In the light of these principles, it is in our judgment clear that a high-level and unparticularised invocation by the prosecution of the concept of sham is not good enough, and could never have provided safe grounds for a conviction on counts 2 or 8. If the prosecution wished to establish that the arrangements which the promoters of Schemes 1 and 2 made with the clients did not generate relievable pension contributions, it would have been necessary for them to satisfy the jury, to the criminal standard of proof, that the contributions lacked any true legal substance, notwithstanding their payment into the registered pension schemes of which the clients were members.

89.

In our judgment it would have been impossible to make good any contention of this nature without also establishing that the clients were conscious participators in the sham transactions, with the intention (for example) that their apparent contributions should be no more than movements of money in a fraudulent plan designed to extract RAS from the Revenue. If there is one thing which the authorities insist upon, it is that a sham must reflect the common intention of all the parties to the impugned transaction. Yet the prosecution had throughout studiously refrained from alleging that the clients were necessarily implicated in the alleged fraud. As the judge aptly remarked in paragraph 64 of his ruling, albeit in the context of counts 1 and 7, the prosecution’s stance in relation to the SIPP clients “has remained throughout this trial as one of studied neutrality if not masterly inactivity”. For this reason, if no other, the sham allegation is in our judgment a hopeless one which could never have been permitted to go before the jury. For the purposes of counts 2 and 8 the prosecution, in our judgment, needed to show that the clients were knowing parties to a sham transaction, but as will appear below for the purposes of counts 1 and 7 they sought to show that the clients were the victims of the fraud. This illustrates, in a nutshell, a central difficulty in this case.

90.

The prosecution’s second argument focused on the definition of “active member” in s.151(2) of the Act. If the client was not an active member of the registered pension scheme which he joined, he could not have been entitled to tax relief for his contributions under s.188(1) because relief is granted only to “[a]n individual who is an active member of a registered pension scheme”. So much, as the judge said, was common ground. But since each client was admittedly a member of the pension scheme in question, what basis could there be for denying that he was an active member? S.151(1) defines “member”, in relation to a pension scheme, as meaning “any active member, pensioner member, deferred member or pension credit member of the pension scheme”. It is clear that the clients did not fall into the second, third or fourth of these categories, so by a process of elimination alone it would seem to follow that their membership must have been as active members.

91.

S.151(2) says that for the purposes of Part 4 of the Act:

“a person is an active member of a pension scheme if there are presently arrangements made under the pension scheme for the accrual of benefits to or in respect of the person.”

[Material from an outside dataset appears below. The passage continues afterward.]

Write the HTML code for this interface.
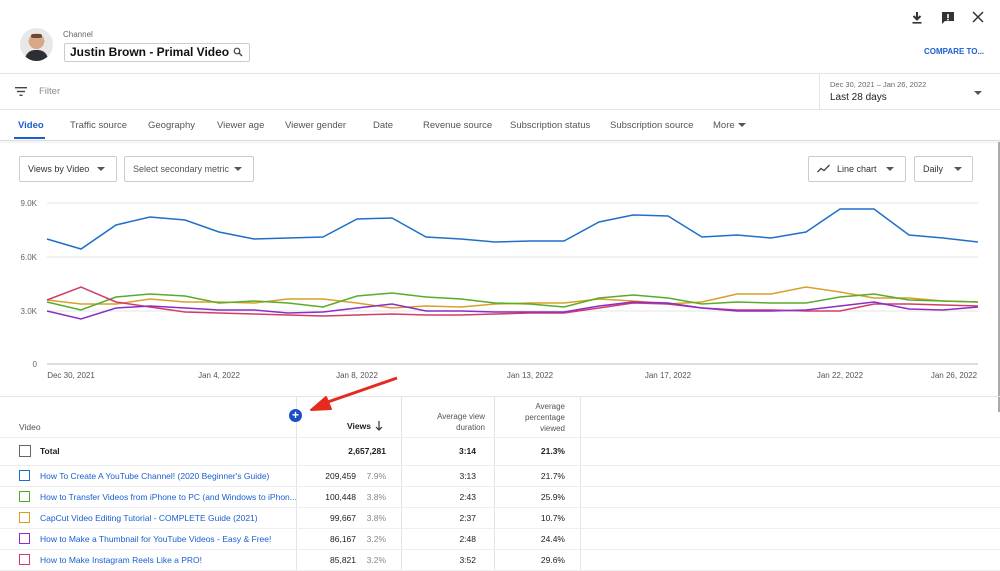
<!DOCTYPE html>
<html><head><meta charset="utf-8"><style>
*{margin:0;padding:0;box-sizing:border-box}
body{width:1000px;height:571px;overflow:hidden;background:#fff;font-family:"Liberation Sans",Arial,sans-serif;color:#202020;position:relative}
.a{position:absolute;white-space:nowrap}
.hl{position:absolute;left:0;width:1000px;height:1px;background:#e4e4e4}
.vl{position:absolute;width:1px;background:#e4e4e4}
.btn{position:absolute;border:1px solid #ccc;border-radius:2px;height:26px;font-size:9px;line-height:24px;padding-left:8px;color:#333}
.caret{position:absolute;width:0;height:0;border-left:4px solid transparent;border-right:4px solid transparent;border-top:4px solid #555}
.tab{position:absolute;top:120px;font-size:9.5px;color:#555}
.cb{position:absolute;left:19px;width:11px;height:11px}
.t{position:absolute;left:40px;font-size:8.5px;color:#1a5fd0}
.n{position:absolute;font-size:8.5px;text-align:right}
.g{color:#888}
</style></head><body>
<div class="a" style="left:20px;top:28px;width:33px;height:33px;border-radius:50%;background:radial-gradient(circle at 50% 40%,#d9a88a 0 30%,#e8e8e8 31%);overflow:hidden"><div style="position:absolute;left:5px;top:22px;width:23px;height:14px;background:#2b2f33;border-radius:10px 10px 0 0"></div><div style="position:absolute;left:11px;top:6px;width:11px;height:4px;background:#6b4a35;border-radius:4px"></div></div>
<div class="a" style="left:63px;top:30px;font-size:8px;color:#666">Channel</div>
<div class="a" style="left:64px;top:43px;width:186px;height:19px;border:1px solid #ccc;border-radius:2px;font-size:12px;font-weight:bold;line-height:17px;padding-left:5px;color:#111">Justin Brown - Primal Video</div>
<svg class="a" style="left:233px;top:47px" width="10" height="10" viewBox="0 0 10 10"><circle cx="4" cy="4" r="2.8" fill="none" stroke="#444" stroke-width="1.2"/><path d="M6 6L9 9" stroke="#444" stroke-width="1.4"/></svg>
<svg class="a" style="left:910px;top:11px" width="14" height="14" viewBox="0 0 14 14"><path d="M7 1V8M3.5 5L7 8.5 10.5 5" fill="none" stroke="#333" stroke-width="2"/><rect x="2.5" y="11" width="9" height="1.6" fill="#333"/></svg>
<svg class="a" style="left:941px;top:11px" width="14" height="14" viewBox="0 0 14 14"><path d="M1 1H13V10H4L1 13Z" fill="#333"/><rect x="6.2" y="3" width="1.6" height="4" fill="#fff"/><rect x="6.2" y="7.8" width="1.6" height="1.5" fill="#fff"/></svg>
<svg class="a" style="left:972px;top:11px" width="12" height="12" viewBox="0 0 12 12"><path d="M1 1L11 11M11 1L1 11" stroke="#333" stroke-width="1.5"/></svg>
<div class="a" style="left:924px;top:47px;font-size:8px;font-weight:bold;color:#1a5fd0">COMPARE TO...</div>
<div class="hl" style="top:73px"></div>
<svg class="a" style="left:15px;top:87px" width="12" height="9" viewBox="0 0 12 9"><rect x="0" y="0" width="12" height="1.4" fill="#444"/><rect x="2" y="3.8" width="8" height="1.4" fill="#444"/><rect x="4.5" y="7.6" width="3" height="1.4" fill="#444"/></svg>
<div class="a" style="left:39px;top:86px;font-size:9.5px;color:#888">Filter</div>
<div class="vl" style="left:819px;top:73px;height:36px"></div>
<div class="a" style="left:830px;top:80px;font-size:7.5px;color:#666">Dec 30, 2021 – Jan 26, 2022</div>
<div class="a" style="left:830px;top:92px;font-size:10px;color:#222">Last 28 days</div>
<div class="caret" style="left:974px;top:91px"></div>
<div class="hl" style="top:109px"></div>
<div class="tab" style="left:18px;color:#1a5fd0;font-weight:bold">Video</div>
<div class="a" style="left:14px;top:137px;width:31px;height:2px;background:#1a5fd0"></div>
<div class="tab" style="left:70px">Traffic source</div>
<div class="tab" style="left:148px">Geography</div>
<div class="tab" style="left:217px">Viewer age</div>
<div class="tab" style="left:285px">Viewer gender</div>
<div class="tab" style="left:373px">Date</div>
<div class="tab" style="left:423px">Revenue source</div>
<div class="tab" style="left:510px">Subscription status</div>
<div class="tab" style="left:610px">Subscription source</div>
<div class="tab" style="left:713px">More</div>
<div class="caret" style="left:738px;top:123px"></div>
<div class="hl" style="top:140px;background:#ddd;box-shadow:0 1px 2px #ddd"></div>
<div class="vl" style="left:998px;top:142px;height:270px;background:#aaa;width:2px"></div>
<div class="btn" style="left:19px;top:156px;width:98px">Views by Video</div><div class="caret" style="left:97px;top:167px"></div>
<div class="btn" style="left:124px;top:156px;width:130px;color:#555">Select secondary metric</div><div class="caret" style="left:234px;top:167px"></div>
<div class="btn" style="left:808px;top:156px;width:98px;padding-left:28px">Line chart</div><div class="caret" style="left:886px;top:167px"></div>
<svg class="a" style="left:817px;top:164px" width="13" height="9" viewBox="0 0 13 9"><path d="M0.5 8L4 4.5 7 6.5 12.5 1" fill="none" stroke="#444" stroke-width="1.3"/></svg>
<div class="btn" style="left:914px;top:156px;width:59px">Daily</div><div class="caret" style="left:954px;top:167px"></div>
<svg class="a" style="left:0;top:0;z-index:2" width="1000" height="430">
<g stroke="#e6e6e6" stroke-width="1"><line x1="47" y1="203" x2="978" y2="203"/><line x1="47" y1="257" x2="978" y2="257"/><line x1="47" y1="311" x2="978" y2="311"/><line x1="47" y1="364" x2="978" y2="364" stroke="#bbb"/></g>
<g font-size="8" fill="#666" font-family="Liberation Sans,sans-serif" text-anchor="end"><text x="37" y="206">9.0K</text><text x="37" y="260">6.0K</text><text x="37" y="314">3.0K</text><text x="37" y="367">0</text></g>
<g font-size="8" fill="#555" font-family="Liberation Sans,sans-serif" text-anchor="middle"><text x="71" y="378">Dec 30, 2021</text><text x="219" y="378">Jan 4, 2022</text><text x="357" y="378">Jan 8, 2022</text><text x="530" y="378">Jan 13, 2022</text><text x="668" y="378">Jan 17, 2022</text><text x="840" y="378">Jan 22, 2022</text><text x="954" y="378">Jan 26, 2022</text></g>
<g fill="none" stroke-width="1.5">
<polyline stroke="#d8a02a" points="47,300 81,304 116,304 150,299 185,302 219,302 254,303 288,299 323,299 357,303 392,308 426,306 461,307 495,304 530,303 564,303 599,299 633,301 668,304 702,302 737,294 771,294 806,287 840,292 874,298 909,298 943,301 978,302"/>
<polyline stroke="#5aab2a" points="47,302 81,310 116,297 150,294 185,296 219,303 254,301 288,303 323,307 357,296 392,293 426,297 461,299 495,303 530,304 564,307 599,298 633,295 668,298 702,304 737,302 771,303 806,303 840,297 874,294 909,300 943,301 978,302"/>
<polyline stroke="#d13d6a" points="47,300 81,287 116,302 150,307 185,312 219,313 254,314 288,315 323,316 357,315 392,314 426,315 461,315 495,314 530,313 564,313 599,308 633,303 668,304 702,308 737,310 771,310 806,311 840,311 874,304 909,304 943,305 978,306"/>
<polyline stroke="#8a2ec4" points="47,311 81,319 116,308 150,306 185,308 219,310 254,310 288,313 323,312 357,308 392,304 426,311 461,311 495,312 530,312 564,312 599,306 633,302 668,303 702,308 737,311 771,311 806,310 840,306 874,302 909,309 943,310 978,307"/>
<polyline stroke="#1f6fc9" points="47,239 81,249 116,225 150,217 185,220 219,232 254,239 288,238 323,237 357,219 392,218 426,237 461,239 495,242 530,241 564,241 599,222 633,215 668,216 702,237 737,235 771,238 806,232 840,209 874,209 909,235 943,238 978,242"/>
</g>
<path d="M397 378L322 404" stroke="#e52a1e" stroke-width="3"/><path d="M311 410L326 397 331 409Z" fill="#e52a1e" stroke="#e52a1e" stroke-width="2" stroke-linejoin="round"/>
</svg>
<div class="hl" style="top:396px"></div>
<div class="vl" style="left:296px;top:396px;height:175px"></div>
<div class="vl" style="left:401px;top:396px;height:175px"></div>
<div class="vl" style="left:494px;top:396px;height:175px"></div>
<div class="vl" style="left:580px;top:396px;height:175px"></div>
<div class="a" style="left:19px;top:422px;font-size:8.5px;color:#555">Video</div>
<div class="a" style="left:289px;top:409px;width:13px;height:13px;border-radius:50%;background:#1a4fc4;color:#fff;font-size:12px;line-height:12px;text-align:center;font-weight:bold;z-index:3">+</div>
<div class="a" style="left:347px;top:421px;font-size:8.5px;font-weight:bold">Views</div>
<svg class="a" style="left:375px;top:421px" width="8" height="10" viewBox="0 0 8 10"><path d="M4 0V9M1 6L4 9 7 6" fill="none" stroke="#333" stroke-width="1.2"/></svg>
<div class="a" style="left:405px;top:411px;width:80px;text-align:right;font-size:8px;color:#555;line-height:11px;white-space:normal">Average view<br>duration</div>
<div class="a" style="left:495px;top:401px;width:70px;text-align:right;font-size:8px;color:#555;line-height:11px;white-space:normal">Average<br>percentage<br>viewed</div>
<div class="hl" style="top:437px;background:#eee"></div>
<div class="cb" style="top:445px;border:1.5px solid #666;width:12px;height:12px"></div>
<div class="a" style="left:40px;top:446px;font-size:8.5px;font-weight:bold">Total</div>
<div class="n" style="left:300px;top:446px;width:86px;font-weight:bold">2,657,281</div>
<div class="n" style="left:400px;top:446px;width:76px;font-weight:bold">3:14</div>
<div class="n" style="left:490px;top:446px;width:75px;font-weight:bold">21.3%</div>
<div class="hl" style="top:465px;background:#eee"></div>
<div class="hl" style="top:486px;background:#eee"></div>
<div class="hl" style="top:507px;background:#eee"></div>
<div class="hl" style="top:528px;background:#eee"></div>
<div class="hl" style="top:549px;background:#eee"></div>
<div class="hl" style="top:570px;background:#eee"></div>

<div class="cb" style="top:470px;border:1.6px solid #1f6fc9"></div><div class="t" style="top:471px">How To Create A YouTube Channel! (2020 Beginner's Guide)</div>
<div class="n" style="left:300px;top:471px;width:56px">209,459</div><div class="n g" style="left:360px;top:471px;width:26px">7.9%</div><div class="n" style="left:400px;top:471px;width:76px">3:13</div><div class="n" style="left:490px;top:471px;width:75px">21.7%</div>

<div class="cb" style="top:491px;border:1.6px solid #4fa82a"></div><div class="t" style="top:492px">How to Transfer Videos from iPhone to PC (and Windows to iPhon...</div>
<div class="n" style="left:300px;top:492px;width:56px">100,448</div><div class="n g" style="left:360px;top:492px;width:26px">3.8%</div><div class="n" style="left:400px;top:492px;width:76px">2:43</div><div class="n" style="left:490px;top:492px;width:75px">25.9%</div>

<div class="cb" style="top:512px;border:1.6px solid #e09a20"></div><div class="t" style="top:513px">CapCut Video Editing Tutorial - COMPLETE Guide (2021)</div>
<div class="n" style="left:300px;top:513px;width:56px">99,667</div><div class="n g" style="left:360px;top:513px;width:26px">3.8%</div><div class="n" style="left:400px;top:513px;width:76px">2:37</div><div class="n" style="left:490px;top:513px;width:75px">10.7%</div>

<div class="cb" style="top:533px;border:1.6px solid #8a2ec4"></div><div class="t" style="top:534px">How to Make a Thumbnail for YouTube Videos - Easy &amp; Free!</div>
<div class="n" style="left:300px;top:534px;width:56px">86,167</div><div class="n g" style="left:360px;top:534px;width:26px">3.2%</div><div class="n" style="left:400px;top:534px;width:76px">2:48</div><div class="n" style="left:490px;top:534px;width:75px">24.4%</div>

<div class="cb" style="top:554px;border:1.6px solid #d13d6a"></div><div class="t" style="top:555px">How to Make Instagram Reels Like a PRO!</div>
<div class="n" style="left:300px;top:555px;width:56px">85,821</div><div class="n g" style="left:360px;top:555px;width:26px">3.2%</div><div class="n" style="left:400px;top:555px;width:76px">3:52</div><div class="n" style="left:490px;top:555px;width:75px">29.6%</div>
</body></html>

It is important to stress that this definition, like those of the other three categories of member, is of general application to pension schemes of all kinds. It seems clear to us, as it did to the judge, that the question whether there were arrangements in existence under the scheme for the accrual of benefits to or in respect of each client can only be answered by examining the terms of the pension scheme. Rather to our surprise, the full trust deeds and rules of the two registered schemes were not contained anywhere in the voluminous jury bundles, presumably on the basis that nothing was thought to turn on the small print of the arrangements. But there can be no doubt, in our judgment, that the terms of each pension scheme provided for the accrual of benefits in respect of each member’s individual SIPP held under the scheme. As Mr Enoch QC reminded us, HMRC never sought to challenge the validity of the registered schemes themselves; they continue in existence today, with many members other than those who were introduced by the present defendants.

92.

A sufficient indication of the relevant contractual arrangements can, we think, be gained from the application forms filled in by the clients, several of which were included in the bundle. Thus, the application form for membership of the Purplecircle/Redswan private pension plan contained the following declarations to be made by the applicant:

“(i)

I hereby apply for membership of the Plan and agree to be bound by its trust deed and rules …

(iv)

I understand that there is a single Plan within which are held separate, segregated assets for my benefit forming my “membership”

(v)

I request the Plan Trustees to provide such benefits in line with my funds as may be required from time to time in accordance with HMRC requirements

(vi)

In return for the services to be provided, I agree and authorise the payment of the charges as detailed in the Fee Agreement & Terms of Business document current at the date of this application and any superseding it … ”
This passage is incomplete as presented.